The record indicates that petitioner currently serves students in kindergarten through grade 5.  Petitioner’s request to expand to serve students in grades 6 through 8 was approved by its charter entity, and petitioner will expand to serve students in grade 6 in the 2018-2019 school year, grade 7 in the 2019-2020 school year, and grade 8 in the 2020-2021 school year, expansions for which it requires additional space.[3]  Therefore, on the record before me, I find that petitioner has established that it requires additional space due to an expansion of grade level that was approved by its charter entity for the 2014-2015 school year or thereafter.  Petitioner has, thus, met all the statutory criteria and is entitled either to a co-location or to an offer of private or other publicly-owned space (see Education Law §2853[3][e]).

Accordingly, having failed to make such an offer, DOE must, at this time, pursuant to Education Law §2853(3)(e)(5) and petitioner’s request, pay petitioner, commencing with the 2018-2019 school year, and in each remaining year of the school’s current charter term and any subsequent renewal term, provided that, in any such renewal term, the charter school serves the grade encompassed by the charter referenced herein, rental assistance based on student enrollment in the newly-added grade 6 - the grade requested by petitioner[4] - for which the school has been approved to provide instruction.[5]  Specifically, with respect to an existing charter school whose expansion of grade level is approved by its charter entity, “if the appeal results in a determination in favor of the charter school, the city school district shall pay the charter school an amount attributable to the grade level expansion” that is calculated in accordance with the formula set forth in Education Law §2853(3)(e)(5).
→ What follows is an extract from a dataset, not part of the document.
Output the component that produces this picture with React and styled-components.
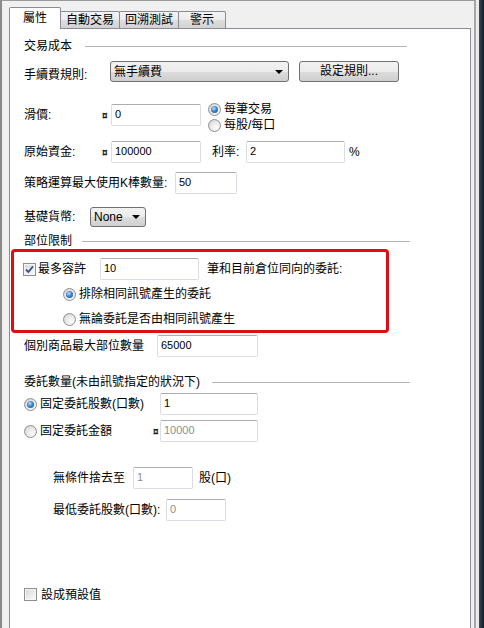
import styled, { createGlobalStyle } from "styled-components";

// 基本樣式
const GlobalStyle = createGlobalStyle`
  html, body {
    margin: 0;
    padding: 0;
    background: #f0f0f0;
    overflow: hidden;
  }
  body {
    font-family: "Liberation Sans", "Noto Sans CJK TC", sans-serif;
    font-size: 12px;
    line-height: 14px;
    color: #000;
  }
`;

const Frame = styled.div`
  display: flex;
  width: 484px;
  height: 628px;
  overflow: hidden;
  background: #f0f0f0;
`;

const Dialog = styled.div`
  display: flex;
  flex-direction: column;
  flex: none;
  width: 476px;
  box-sizing: border-box;
  border-top: 1px solid #9a9a9a;
  border-left: 2px solid #8a8a8a;
  border-right: 2px solid #a6a6a6;
  padding: 6px 3px 0 7px;
`;

const EdgeGap = styled.div`
  flex: none;
  width: 3px;
  background: #ececec;
`;

const Desktop = styled.div`
  flex: 1;
  background: linear-gradient(90deg, #3a4a5a, #0f1a24);
`;

const TabStrip = styled.div`
  display: flex;
  align-items: flex-end;
  height: 21px;
`;

const Tab = styled.div`
  position: relative;
  z-index: ${(p) => (p.$active ? 2 : 1)};
  box-sizing: border-box;
  width: ${(p) => p.$w}px;
  height: ${(p) => (p.$active ? 22 : 17)}px;
  margin-bottom: ${(p) => (p.$active ? -1 : 0)}px;
  margin-left: ${(p) => (p.$first ? 0 : -1)}px;
  border: 1px solid #898c95;
  border-bottom: none;
  border-radius: 2px 2px 0 0;
  background: ${(p) =>
    p.$active
      ? "#fff"
      : "linear-gradient(#f3f3f3 0%, #ebebeb 50%, #dedede 51%, #d2d2d2 100%)"};
  text-align: center;
  line-height: ${(p) => (p.$active ? 20 : 16)}px;
  white-space: nowrap;
`;

const Panel = styled.div`
  display: flex;
  flex-direction: column;
  flex: 1;
  width: 462px;
  box-sizing: border-box;
  background: #fff;
  border: 1px solid #898c95;
  border-bottom: none;
  padding: 0 0 0 14px;
`;

const SectionHeader = styled.div`
  display: flex;
  align-items: center;
  width: ${(p) => p.$end}px;
  height: 14px;
  margin-top: ${(p) => p.$mt}px;
  white-space: nowrap;

  & > span {
    flex: none;
    width: ${(p) => p.$tw}px;
  }

  &::after {
    content: "";
    flex: 1;
    border-top: 1px solid #b4b4b4;
  }
`;

const Row = styled.div`
  display: flex;
  align-items: ${(p) => p.$align || "center"};
  height: ${(p) => (p.$h ? `${p.$h}px` : "auto")};
  margin-top: ${(p) => p.$mt || 0}px;
  margin-left: ${(p) => p.$ml || 0}px;
`;

const Field = styled.div`
  display: flex;
  align-items: center;
  height: 22px;
  margin-top: ${(p) => p.$mt || 0}px;
`;

const Label = styled.span`
  flex: none;
  width: ${(p) => (p.$w ? `${p.$w}px` : "auto")};
  margin-left: ${(p) => p.$ml || 0}px;
  padding-top: ${(p) => p.$pt || 0}px;
  white-space: nowrap;
`;

const Currency = styled.span`
  flex: none;
  width: ${(p) => p.$w || 9}px;
  font-size: 10px;
  font-weight: bold;
  color: #222;
  padding-top: 1px;
`;

const TextBox = styled.input`
  flex: none;
  box-sizing: border-box;
  width: ${(p) => p.$w}px;
  height: 22px;
  margin: 0;
  padding: 0 3px 3px;
  border: 1px solid #dadde3;
  border-top-color: #abadb3;
  border-radius: 2px;
  background: #fff;
  font: 11px "Liberation Sans", sans-serif;
  color: ${(p) => (p.$dim ? "#8d8d8d" : "#000")};
  outline: none;
`;

const Combo = styled.div`
  flex: none;
  display: flex;
  align-items: center;
  justify-content: space-between;
  box-sizing: border-box;
  width: ${(p) => p.$w}px;
  height: ${(p) => p.$h || 21}px;
  padding: 0 5px 0 3px;
  border: 1px solid #707070;
  border-radius: 3px;
  background: linear-gradient(#f2f2f2 0%, #ebebeb 50%, #dddddd 51%, #cfcfcf 100%);
  white-space: nowrap;
`;

const Arrow = styled.span`
  width: 0;
  height: 0;
  border-left: 4px solid transparent;
  border-right: 4px solid transparent;
  border-top: 4px solid #000;
`;

const PushButton = styled.div`
  flex: none;
  box-sizing: border-box;
  width: ${(p) => p.$w}px;
  height: 21px;
  margin-left: ${(p) => p.$ml || 0}px;
  border: 1px solid #707070;
  border-radius: 3px;
  background: linear-gradient(#f2f2f2 0%, #ebebeb 50%, #dddddd 51%, #cfcfcf 100%);
  text-align: center;
  line-height: 19px;
`;

const RadioStack = styled.div`
  display: flex;
  flex-direction: column;
  margin-left: ${(p) => p.$ml || 0}px;
`;

const RadioOption = styled.div`
  display: flex;
  align-items: center;
  gap: 3px;
  width: ${(p) => (p.$w ? `${p.$w}px` : "auto")};
  height: 16px;
  flex: none;
  margin-top: ${(p) => p.$mt || 0}px;
  margin-left: ${(p) => p.$ml || 0}px;
  white-space: nowrap;
`;

const RadioDot = styled.span`
  flex: none;
  display: flex;
  align-items: center;
  justify-content: center;
  box-sizing: border-box;
  width: 13px;
  height: 13px;
  border-radius: 50%;
  border: 1px solid #8e8f8f;
  background: radial-gradient(circle at 65% 70%, #fbfbfb 0%, #e6e6e6 55%, #c9c9c9 100%);

  &::after {
    content: "";
    display: ${(p) => (p.$on ? "block" : "none")};
    width: 7px;
    height: 7px;
    border-radius: 50%;
    background: radial-gradient(circle at 40% 35%, #bfe3ff 0%, #3b86cf 45%, #174e8c 100%);
  }
`;

const CheckBox = styled.span`
  flex: none;
  display: flex;
  align-items: center;
  justify-content: center;
  box-sizing: border-box;
  width: 13px;
  height: 13px;
  border: 1px solid #8e8f8f;
  background: linear-gradient(135deg, #d3d6da 0%, #eeeeee 60%, #fafafa 100%);
  box-shadow: inset 0 0 0 1px #f6f6f6;
`;

const Highlight = styled.div`
  display: flex;
  flex-direction: column;
  width: 378px;
  box-sizing: border-box;
  margin: 1px 0 0 -13px;
  padding: 6px 0 3px 9px;
  border: 3px solid #e00d12;
  border-radius: 4px;
`;

const Radio = ({ on, children, ...rest }) => (
  <RadioOption {...rest}>
    <RadioDot $on={on} />
    <span>{children}</span>
  </RadioOption>
);

const Check = ({ on }) => (
  <CheckBox>
    {on && (
      <svg width="9" height="9" viewBox="0 0 9 9">
        <path d="M1 4.6 L3.4 7 L8 1.4" fill="none" stroke="#3b4f86" strokeWidth="1.8" />
      </svg>
    )}
  </CheckBox>
);

const App = () => {
  return (
    <>
      <GlobalStyle />
      <Frame>
        <Dialog>
          <TabStrip>
            <Tab $active $first $w={52}>屬性</Tab>
            <Tab $w={60}>自動交易</Tab>
            <Tab $w={60}>回溯測試</Tab>
            <Tab $w={48}>警示</Tab>
          </TabStrip>
          <Panel>
            <SectionHeader $mt={10} $tw={61} $end={383}>
              <span>交易成本</span>
            </SectionHeader>

            <Row $mt={8} $h={21}>
              <Label $w={86} $pt={6}>手續費規則:</Label>
              <Combo $w={179}>
                <span>無手續費</span>
                <Arrow />
              </Combo>
              <PushButton $w={100} $ml={10}>設定規則...</PushButton>
            </Row>

            <Row $mt={19} $align="flex-start">
              <Field $mt={3}>
                <Label $w={78}>滑價:</Label>
                <Currency>¤</Currency>
                <TextBox $w={90} defaultValue="0" readOnly />
              </Field>
              <RadioStack $ml={7}>
                <Radio on>每筆交易</Radio>
                <Radio>每股/每口</Radio>
              </RadioStack>
            </Row>

            <Row $mt={8} $h={22}>
              <Label $w={78}>原始資金:</Label>
              <Currency>¤</Currency>
              <TextBox $w={90} defaultValue="100000" readOnly />
              <Label $w={34} $ml={11}>利率:</Label>
              <TextBox $w={99} defaultValue="2" readOnly />
              <Label $ml={4}>%</Label>
            </Row>

            <Row $mt={9} $h={22}>
              <Label $w={151}>策略運算最大使用K棒數量:</Label>
              <TextBox $w={62} defaultValue="50" readOnly />
            </Row>

            <Row $mt={13} $h={20}>
              <Label $w={66}>基礎貨幣:</Label>
              <Combo $w={56} $h={20}>
                <span>None</span>
                <Arrow />
              </Combo>
            </Row>

            <SectionHeader $mt={7} $tw={58} $end={386}>
              <span>部位限制</span>
            </SectionHeader>

            <Highlight>
              <Row $h={22}>
                <Check on />
                <Label $w={62} $ml={2}>最多容許</Label>
                <TextBox $w={99} defaultValue="10" readOnly />
                <Label $ml={8}>筆和目前倉位同向的委託:</Label>
              </Row>
              <Radio on $ml={40} $mt={6}>排除相同訊號產生的委託</Radio>
              <Radio $ml={40} $mt={9}>無論委託是否由相同訊號產生</Radio>
            </Highlight>

            <Row $mt={2} $h={22}>
              <Label $w={133}>個別商品最大部位數量</Label>
              <TextBox $w={101} defaultValue="65000" readOnly />
            </Row>

            <SectionHeader $mt={18} $tw={188} $end={386}>
              <span>委託數量(未由訊號指定的狀況下)</span>
            </SectionHeader>

            <Row $mt={4} $h={22}>
              <Radio on $w={136}>固定委託股數(口數)</Radio>
              <TextBox $w={98} defaultValue="1" readOnly />
            </Row>

            <Row $mt={5} $h={22}>
              <Radio $w={129}>固定委託金額</Radio>
              <Currency $w={7}>¤</Currency>
              <TextBox $w={98} $dim defaultValue="10000" readOnly />
            </Row>

            <Row $mt={25} $h={22} $ml={29}>
              <Label $w={80}>無條件捨去至</Label>
              <TextBox $w={60} $dim defaultValue="1" readOnly />
              <Label $ml={6}>股(口)</Label>
            </Row>

            <Row $mt={10} $h={22} $ml={29}>
              <Label $w={113}>最低委託股數(口數):</Label>
              <TextBox $w={60} $dim defaultValue="0" readOnly />
            </Row>

            <Row $mt={67} $h={13}>
              <Check />
              <Label $ml={4}>設成預設值</Label>
            </Row>
          </Panel>
        </Dialog>
        <EdgeGap />
        <Desktop />
      </Frame>
    </>
  );
};

export default App;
Therefore, DOE must pay petitioner for its newly-added grade 6, commencing in the 2018-2019 school year, and in each remaining year of the current charter term and any subsequent renewal term, provided that, in any such renewal term, the charter school serves the grade encompassed by the charter referenced herein, an amount attributable to its expansion to grade 6 that is calculated in accordance with the formula set forth in Education Law §2853(3)(e)(5).

In this instance, there is no evidence in the record that petitioner has been afforded the opportunity to select an alternative privately-owned site and respondent must afford petitioner an opportunity to do so.  Petitioner must present DOE with evidence of the actual rental cost of an alternative privately-owned site so that DOE can determine whether such rental cost is less than the amount computed pursuant to Education Law §2853(3)(e)(5)(B).

Nothing herein should be construed to prevent DOE from offering petitioner co-location space in the future.

THE APPEAL IS SUSTAINED TO THE EXTENT INDICATED.

IT IS ORDERED that respondent comply with the requirements of Education Law §2853(3)(e)(5) in accordance with this decision and pay petitioner for its newly-added grade 6, for each remaining year of the current charter term and for any subsequent renewal term, provided that, in any such renewal term, the charter school serves the grade encompassed by the charter referenced herein, an amount attributable to the grade-level expansion that is calculated in accordance with the formula set forth in Education Law §2853(3)(e)(5).

END OF FILE

 

[1] I note that petitioner previously requested space for a planned expansion through grade 5, which was denied by DOE, and, in Appeal of Harlem Hebrew Language Academy Charter School (54 Ed Dept Rep, Decision No. 16,742), petitioner prevailed in obtaining rental assistance for those grades for the initial charter term.  Subsequent decisions (see Appeal of Uncommon New York City Charter Schools, 56 Ed Dept Rep, Decision No. 17,009; Appeal of Uncommon New York City Charter Schools, 56 id., Decision No. 17,010; Appeal of Brooklyn Emerging Leaders Academy Charter School, 56 id., Decision No. 17,015) and New York State Education Department Guidance have clarified that continued payment is authorized in subsequent charter renewal terms under certain conditions, as discussed infra.

 

[2] Request for Charter School Co-location in DOE Facilities, Item 2(11).

 

[3] According to petitioner’s Senior Director of Operations, as a result of DOE’s failure to offer space, petitioner will incur rental costs and expenses.

 

[4] I have reviewed petitioner’s May 9, 2018 request for space and note that the information on the Portal form is inconsistent and unclear.  While petitioner may have intended to request, and could have requested, space for its entire approved grade expansion, i.e. grades 6 through 8, in response to Item 2(11), which specifically asks the grades requested for co-location, petitioner specifically indicated that it was requesting space for “6th Grade.”  As petitioner requested co-location space only for grade 6, any rental assistance to which petitioner would be entitled for purposes of petitioner’s May 9, 2018 request and the instant appeal is limited accordingly (see Appeal of Bronx Charter School for Excellence, 57 Ed Dept Rep, Decision No. 17,420; Appeal of Zeta Charter Schools – New York City, 57 id., Decision No. 17,324; Appeal of Brilla College Preparatory Charter School, 54 id., Decision No. 16,735; Appeal of Metropolitan Lighthouse Charter School, 54 id., Decision No. 16,770).

 

[5] To be eligible for an apportionment pursuant to Education Law §3602(6-g) where the charter school has prevailed in an appeal to the Commissioner pursuant to Education Law §2853(3)(e), DOE must document all expenses incurred pursuant to Education Law §2853(3)(e)(5) for each such charter school for the term of the charter indicated in the Commissioner’s decision, including any renewals pursuant to Education Law §2851(4), provided that the charter school serves the grades encompassed by the charter that was the subject of the Commissioner’s decision (see New York State Education Department, Update on Facilities Assistance Guidance for NYC Charter Schools, dated November 3, 2016).